In this edition of “post an old presentation to convince myself I can finish my dissertation” (that really needs a better title), I’m going back to Sleepy Hollow with a focus on Abbie Mills this time. The same caveats apply: I wrote this for a presentation in 2015 so the show was just finishing its second season and the tone will be a little different. I also give more background for the show this time around, in part because of the conference. I presented the last Sleepy Hollow paper at a conference where the attendees would be up-to-date with most science fiction and fantasy popular culture. They may not have watched the show, but they would be much more likely to know what I was talking about and I was on a panel with other papers discussing related fandoms. This time, I also presented at an academic conference that focused on popular culture, but my panel was not so closely connected thematically so I wanted to make sure my audience had enough background information.

Sleepy Hollow (2013-2017) is an adaptation that incorporates elements of urban fantasy to challenge the female role in horror. For those who don’t know much about the show, it is adapted from two short stories by Washington Irving (“Sleepy Hollow” and “Rip Van Winkle”). Ichabod Crane fought a horseman during the Civil War and then woke up over two hundred years later when that same horseman (now headless) was awakened in an attempt to start the apocalypse. Ichabod and Abbie Mills are the witnesses mentioned in “Revelations” and they have taken on the role of saviours of humanity.

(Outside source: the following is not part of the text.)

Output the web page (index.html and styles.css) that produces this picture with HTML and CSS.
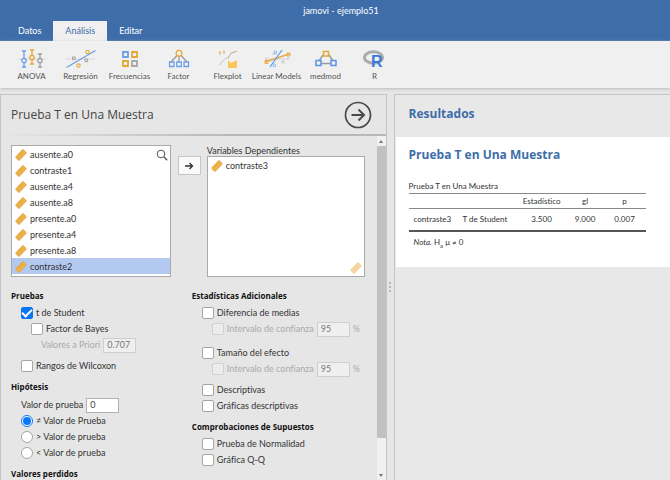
FILE: index.html
```
<!DOCTYPE html>
<html lang="es">
<head>
<meta charset="utf-8">
<title>jamovi - ejemplo51</title>
<link rel="stylesheet" href="styles.css">
</head>
<body>
<svg class="defs" aria-hidden="true">
  <symbol id="ruler" viewBox="0 0 12 12">
    <path d="M1 7.6 7.4.8q.6-.6 1.200 0L11 3.200q.6.6 0 1.200L4.500 11.200q-.6.6-1.200 0L1 8.800q-.6-.6 0-1.200z" fill="#eeb14c" stroke="#dc9a33" stroke-width=".6"/>
    <path d="M3.200 5.700l1.200 1.200M4.800 4.100l1.200 1.200M6.400 2.500l1.200 1.200" stroke="#d08f2c" stroke-width=".6"/>
  </symbol>
</svg>

<header class="titlebar">
  <div class="title">jamovi - ejemplo51</div>
  <nav class="tabs">
    <button class="tab" type="button">Datos</button>
    <button class="tab active" type="button">Análisis</button>
    <button class="tab" type="button">Editar</button>
  </nav>
</header>

<div class="ribbon">
  <button class="tool" type="button">
    <svg viewBox="0 0 30 20" fill="none"><path d="M1 10h28" stroke="#c8c8c8" stroke-dasharray="1 1"/><g stroke-width="1.300"><path d="M5 2h4M7 2v7M7 14v4M5 18h4" stroke="#6b9fe9"/><circle cx="7" cy="11.500" r="2.200" stroke="#6b9fe9"/><path d="M13 1h4M15 1v5M15 11v4M13 15h4" stroke="#e4a836"/><circle cx="15" cy="8.500" r="2.200" stroke="#e4a836"/><path d="M21 5h4M23 5v4M23 14v4M21 18h4" stroke="#a0a0a0"/><circle cx="23" cy="11.500" r="2.200" stroke="#a0a0a0"/></g></svg>
    <span>ANOVA</span>
  </button>
  <button class="tool" type="button">
    <svg viewBox="0 0 30 20" fill="none"><path d="M0 10h30" stroke="#c8c8c8" stroke-dasharray="1 1"/><path d="M.5 18.500 29.500 1.500" stroke="#6b9fe9" stroke-width="1.300"/><path d="M6.500 8h2.600v2.600H6.500zM19 10h2.600v2.600H19z" stroke="#a0a0a0"/><path d="M20 1.500h3v3h-3zM11 15h3v3h-3z" stroke="#e4a836"/></svg>
    <span>Regresión</span>
  </button>
  <button class="tool" type="button">
    <svg viewBox="0 0 30 20" fill="none" stroke-width="1.800"><path d="M8 3h5v5H8z" stroke="#6b9fe9"/><path d="M17 3h5v5h-5zM8 12h5v5H8z" stroke="#e4a836"/><path d="M17 12h5v5h-5z" stroke="#a8a8a8"/></svg>
    <span>Frecuencias</span>
  </button>
  <button class="tool" type="button">
    <svg viewBox="0 0 30 20" fill="none" stroke-width="1.300"><path d="M13 6.500 7 13M15 7v6M17 6.500 23 13" stroke="#9a9a9a"/><circle cx="15" cy="4.300" r="2.900" stroke="#e4a836"/><path d="M5.500 13h4.500v4.500H5.500zM12.800 13h4.500v4.500h-4.500zM20 13h4.500v4.500H20z" stroke="#6b9fe9"/></svg>
    <span>Factor</span>
  </button>
  <button class="tool" type="button">
    <svg viewBox="0 0 30 20" fill="none"><path d="M7 2v4M6 3.500h2M11 1v4M10 3.500h2M15 10q2-7 9-7.500" stroke="#e3b871"/><path d="M6 16 14 8M15 9l3-5 6-2" stroke="#b8b8b8" stroke-width=".8"/><path d="M15 11l3 3 2-1 4-2v8h-9z" fill="#fac75d"/></svg>
    <span>Flexplot</span>
  </button>
  <button class="tool" type="button">
    <svg viewBox="0 0 30 20" fill="none"><path d="M3 10h24M10 5h5M4 8v4M26 8v3" stroke="#c8c8c8" stroke-width=".8"/><path d="M3 13 27 5" stroke="#e9aa48" stroke-width="1.600"/><path d="M8 18 20 1" stroke="#5e9bea" stroke-width="1.300"/><path d="M3 11.500h3v3H3zM25 4h3v3h-3z" stroke="#e9aa48"/><path d="M12 2h2.500v2.500H12zM11 15h2.500v2.500H11z" stroke="#7fb0ee" stroke-width=".8"/><circle cx="21" cy="13" r="1.300" stroke="#c4c4c4" stroke-width=".8"/></svg>
    <span>Linear Models</span>
  </button>
  <button class="tool" type="button">
    <svg viewBox="0 0 30 20" fill="none" stroke-width="1.500"><path d="M12 6 8 12M18 6l4 6M10 14.500h10" stroke="#9a9a9a"/><path d="M12.500 2.500h5v4.500h-5z" stroke="#e4a836"/><path d="M5 11.500h5v5H5zM20 11.500h5v5h-5z" stroke="#5b93ea"/></svg>
    <span>medmod</span>
  </button>
  <button class="tool" type="button">
    <svg viewBox="0 0 30 20"><ellipse cx="13.500" cy="8.500" rx="9" ry="5.800" fill="none" stroke="#a9abb0" stroke-width="3"/><text x="11" y="18" class="r-mark">R</text></svg>
    <span>R</span>
  </button>
</div>

<main class="workspace">
  <section class="options">
    <div class="options-head">
      <h1>Prueba T en Una Muestra</h1>
      <button class="run" type="button" aria-label="Ocultar opciones">
        <svg viewBox="0 0 28 28" fill="none" stroke="#4a4a4a"><circle cx="14" cy="14" r="12.500" stroke-width="1.700"/><path d="M7.500 14h12M14.500 8.500 20 14l-5.500 5.500" stroke-width="2"/></svg>
      </button>
    </div>
    <div class="options-body">
      <div class="scroll">
        <div class="supplier">
          <ul class="vars">
            <li><svg><use href="#ruler"/></svg>ausente.a0</li>
            <li><svg><use href="#ruler"/></svg>contraste1</li>
            <li><svg><use href="#ruler"/></svg>ausente.a4</li>
            <li><svg><use href="#ruler"/></svg>ausente.a8</li>
            <li><svg><use href="#ruler"/></svg>presente.a0</li>
            <li><svg><use href="#ruler"/></svg>presente.a4</li>
            <li><svg><use href="#ruler"/></svg>presente.a8</li>
            <li class="selected"><svg><use href="#ruler"/></svg>contraste2</li>
            <svg class="search" viewBox="0 0 12 12" fill="none" stroke="#555"><circle cx="5" cy="5" r="3.800"/><path d="m8 8 3.200 3.200" stroke-width="1.300"/></svg>
          </ul>
          <button class="move" type="button" aria-label="Mover variable">
            <svg viewBox="0 0 10 10" fill="none" stroke="#333" stroke-width="1.400"><path d="M1 5h7.500M5.500 2l3 3-3 3"/></svg>
          </button>
          <div class="target">
            <div class="target-label">Variables Dependientes</div>
            <ul class="vars">
              <li><svg><use href="#ruler"/></svg>contraste3</li>
              <svg class="hint"><use href="#ruler"/></svg>
            </ul>
          </div>
        </div>

        <div class="columns">
          <div class="column">
            <h2>Pruebas</h2>
            <label class="row"><input type="checkbox" checked>t de Student</label>
            <label class="row sub"><input type="checkbox">Factor de Bayes</label>
            <label class="row sub2 off">Valores a Priori<input class="num" type="text" value="0.707" disabled></label>
            <label class="row spaced"><input type="checkbox">Rangos de Wilcoxon</label>
            <h2>Hipótesis</h2>
            <label class="row field">Valor de prueba<input class="num" type="text" value="0"></label>
            <label class="row"><input type="radio" name="hyp" checked>≠ Valor de Prueba</label>
            <label class="row"><input type="radio" name="hyp">&gt; Valor de prueba</label>
            <label class="row"><input type="radio" name="hyp">&lt; Valor de prueba</label>
            <h2>Valores perdidos</h2>
          </div>
          <div class="column">
            <h2>Estadísticas Adicionales</h2>
            <label class="row"><input type="checkbox">Diferencia de medias</label>
            <div class="row sub off"><input id="ci1" type="checkbox" disabled><label for="ci1">Intervalo de confianza</label><input class="num" type="text" value="95" aria-label="Porcentaje" disabled><span>%</span></div>
            <label class="row apart"><input type="checkbox">Tamaño del efecto</label>
            <div class="row sub off"><input id="ci2" type="checkbox" disabled><label for="ci2">Intervalo de confianza</label><input class="num" type="text" value="95" aria-label="Porcentaje" disabled><span>%</span></div>
            <label class="row spaced"><input type="checkbox">Descriptivas</label>
            <label class="row"><input type="checkbox">Gráficas descriptivas</label>
            <h2>Comprobaciones de Supuestos</h2>
            <label class="row"><input type="checkbox">Prueba de Normalidad</label>
            <label class="row"><input type="checkbox">Gráfica Q-Q</label>
          </div>
        </div>
      </div>
      <div class="scrollbar">
        <div class="arrow up"></div>
        <div class="thumb"></div>
        <div class="track"></div>
        <div class="arrow down"></div>
      </div>
    </div>
  </section>

  <div class="splitter"><i></i><i></i><i></i></div>

  <section class="results">
    <h2 class="results-title">Resultados</h2>
    <article class="result">
      <h2>Prueba T en Una Muestra</h2>
      <table>
        <caption>Prueba T en Una Muestra</caption>
        <colgroup><col class="wide"><col class="wide"><col class="mid"><col class="narrow"><col></colgroup>
        <thead><tr><th></th><th></th><th>Estadístico</th><th>gl</th><th>p</th></tr></thead>
        <tbody><tr><td>contraste3</td><td>T de Student</td><td>3.500</td><td>9.000</td><td>0.007</td></tr></tbody>
        <tfoot><tr><td colspan="5"><em>Nota.</em> H<sub>a</sub> μ ≠ 0</td></tr></tfoot>
      </table>
    </article>
  </section>
</main>
</body>
</html>
```

FILE: styles.css
```
* { box-sizing: border-box; }

body {
  margin: 0;
  height: 100vh;
  display: flex;
  flex-direction: column;
  overflow: hidden;
  background: #e6e6e6;
  color: #333;
  font: 9px/16px Lato, "Open Sans", sans-serif;
  font-variant-ligatures: none;
}

h1, h2, ul { margin: 0; padding: 0; }
button, input { font: inherit; color: inherit; margin: 0; padding: 0; }
button { border: 0; background: none; }
.defs { position: absolute; width: 0; height: 0; }

/* Title bar */
.titlebar { background: #3e6da9; color: #fff; }
.title { height: 21px; padding: 3px 0 0 12px; text-align: center; }
.tabs { display: flex; padding-left: 6px; }
.tab { height: 20px; padding: 0 12px; }
.tab.active { background: #f0f0f0; color: #3e6da9; }

/* Ribbon */
.ribbon {
  display: flex;
  height: 47px;
  flex: none;
  padding: 8px 0 0 7px;
  background: #f0f0f0;
  box-shadow: 0 1px 3px #bbb;
  color: #555;
}
.tool {
  width: 49px;
  flex: none;
  display: flex;
  flex-direction: column;
  align-items: center;
  font-size: 8px;
  line-height: 14px;
  white-space: nowrap;
}
.tool svg { width: 30px; height: 20px; }
.r-mark { font: bold 16px "Liberation Sans", sans-serif; fill: #3b78dc; }

/* Workspace */
.workspace { flex: 1; min-height: 0; display: flex; padding-top: 6px; }

.options {
  flex: 0 0 57.7%;
  display: flex;
  flex-direction: column;
  min-width: 0;
  border: 1px solid #c3c3c3;
  border-width: 1px 1px 0;
  background: #e6e6e6;
}
.options-head {
  display: flex;
  justify-content: space-between;
  align-items: center;
  height: 41px;
  flex: none;
  padding: 0 14px 0 10px;
  border-bottom: 2px solid;
  border-image: linear-gradient(90deg, #e6e6e6, #b8b8b8 60%) 1;
}
.options-head h1 { font: 12px/16px "Open Sans", sans-serif; color: #444; }
.run, .run svg { display: block; width: 28px; height: 28px; }
.options-body { flex: 1; min-height: 0; display: flex; }
.scroll { flex: 1; min-width: 0; overflow: hidden; padding: 9px 12px 0 10px; }

.supplier { display: flex; align-items: flex-start; }
.vars {
  position: relative;
  list-style: none;
  height: 132px;
  border: 1px solid #aaa;
  background: #fff;
}
.supplier > .vars { flex: 1; }
.vars li { display: flex; align-items: center; gap: 3px; height: 16px; padding: 1px 0 0 3px; }
.vars li svg { width: 12px; height: 12px; }
.vars .selected { background: #b3c9ef; }
.search { position: absolute; top: 3px; right: 2px; width: 12px; height: 12px; }
.hint { position: absolute; right: 2px; bottom: 2px; width: 12px; height: 12px; opacity: .5; }
.move {
  display: grid;
  place-items: center;
  width: 23px;
  height: 19px;
  margin: 11px 6px 0 7px;
  border: 1px solid #c6c6c6;
  background: #fafafa;
}
.move svg { width: 10px; height: 10px; }
.target { flex: 1; }
.target-label { height: 11px; line-height: 11px; }
.target .vars { height: 121px; }

.columns { display: grid; grid-template-columns: 1fr 1fr; padding-top: 11px; gap: 8px; }
.column h2 { margin: 5px 0 1px; font: bold 8px/16px "Open Sans", sans-serif; color: #111; white-space: nowrap; }
.column h2:first-child { margin-top: 0; }
.row { display: flex; align-items: center; gap: 3px; height: 16px; padding-left: 10px; white-space: nowrap; }
.sub { padding-left: 20px; }
.sub2 { padding-left: 30px; gap: 3px; }
.field { gap: 3px; margin-top: 2px; }
.spaced { margin-top: 5px; }
.apart { margin-top: 8px; }
.off { color: #aaa; }

input[type=checkbox], input[type=radio] {
  appearance: none;
  flex: none;
  display: grid;
  place-items: center;
  width: 12px;
  height: 12px;
  border: 1px solid #a6a6a6;
  border-radius: 2px;
  background: #fff;
}
input[type=radio] { border-radius: 50%; }
input[type=checkbox]:checked { background: #0a75f5; border-color: #0a75f5; }
input[type=checkbox]:checked::after {
  content: "";
  width: 8px;
  height: 4px;
  margin-bottom: 2px;
  border: solid #fff;
  border-width: 0 0 2px 2px;
  transform: rotate(-45deg);
}
input[type=radio]:checked { border-color: #0a75f5; }
input[type=radio]:checked::after { content: ""; width: 8px; height: 8px; border-radius: 50%; background: #0a75f5; }
input[type=checkbox]:disabled { background: #ececec; border-color: #d0d0d0; }
.num { width: 33px; height: 15px; padding: 0 3px; border: 1px solid #b2b2b2; background: #fff; color: #444; }
.num:disabled { background: #efefef; border-color: #cfcfcf; color: #777; }

.scrollbar { width: 9px; display: flex; flex-direction: column; background: #f0f0f0; }
.thumb { flex: 296; background: #c1c1c1; }
.track { flex: 33; }
.arrow { height: 10px; display: grid; place-items: center; }
.arrow::after { content: ""; border: 2px solid transparent; }
.up::after { border-bottom: 3px solid #777; border-top: 0; }
.down::after { border-top: 3px solid #777; border-bottom: 0; }

.splitter { width: 7px; display: flex; flex-direction: column; align-items: center; justify-content: center; gap: 2px; }
.splitter i { width: 2px; height: 2px; background: #b5b5b5; }

/* Results */
.results { flex: 1; min-width: 0; border: 1px solid #c3c3c3; border-width: 1px 0 0 1px; padding-left: 1px; background: #e8e8e8; }
.results h2 { font: bold 12px/18px "Open Sans", sans-serif; color: #3e6da9; }
.results-title { padding: 10px 13px 14px; }
.result { padding: 9px 13px 18px; background: #fff; }
table { width: 237px; margin-top: 16px; table-layout: fixed; border-collapse: collapse; font-size: 8px; line-height: 14px; }
.wide { width: 54px; }
.mid { width: 50px; }
.narrow { width: 37px; }
caption { text-align: left; line-height: 13px; }
th, td { padding: 0; font-weight: 400; text-align: center; white-space: nowrap; }
thead { border-top: 1px solid #888; border-bottom: 1px solid #888; }
tbody { border-bottom: 2px solid #555; }
tbody td { height: 22px; }
tbody td:nth-child(2) { text-align: left; }
tbody td:first-child, tfoot td { text-align: left; padding-left: 5px; }
tfoot td { padding-top: 3px; }
sub { font-size: 6px; line-height: 0; }
```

Left to right: Frank Irving (Orlando Jones), Katrina Crane (Katia Winter), Ichabod Crane (Tom Mison), Henry Parrish (John Noble), Abbie Mills (Nicole Beharie), & Jenny Mills (Lyndie Greenwood)

These two fight evil supernatural beings with the help of various characters: Frank Irving, Katrina Crane, Jenny Mills, and adding Nick Hawley in season 2. Unlike many supernatural shows currently available, the main female characters are not love interests, nor are they dependent on others. Crane, a man out of time, relies on Abbie at first to acclimatize him to the 21st century, but then they generally work together as a team. In fact, an important storyline in season two revolves around the ways in which things go wrong when Abbie and Ichabod DON’T work together. Among this cast of characters, Katrina is the weakest in some ways. Katrina is generally disliked by the fans and even the actress who plays her has suggested that her character needs development. Jenny and Abbie, and a new character, Sheriff Reyes (who has not been introduced to the supernatural elements at work in her town), are the muscle in this show — not Ichabod, Irving, or Hawley.

Sleepy Hollow is a horror drama, but it is also a contemporary fantasy television show. The genre matters here, because of the ways in which the show fits or fights its stereotypes. Horror has the tradition of the final girl, a trope identified by Carol Clover as the last girl standing at the end of horror films — particularly slasher horror.

Famous Final Girls in Film Top to Bottom: Nancy Thompson (Heather Langenkamp) from Nightmare on Elm Street III: Dream Warriors (1987); Sidney Prescott (Neve Campbell) saving herself yet again in Scream 4 (2011); and the original Scream Queen/Final Girl, Laurie Strode (Jamie Lee Curtis) in Halloween (1978).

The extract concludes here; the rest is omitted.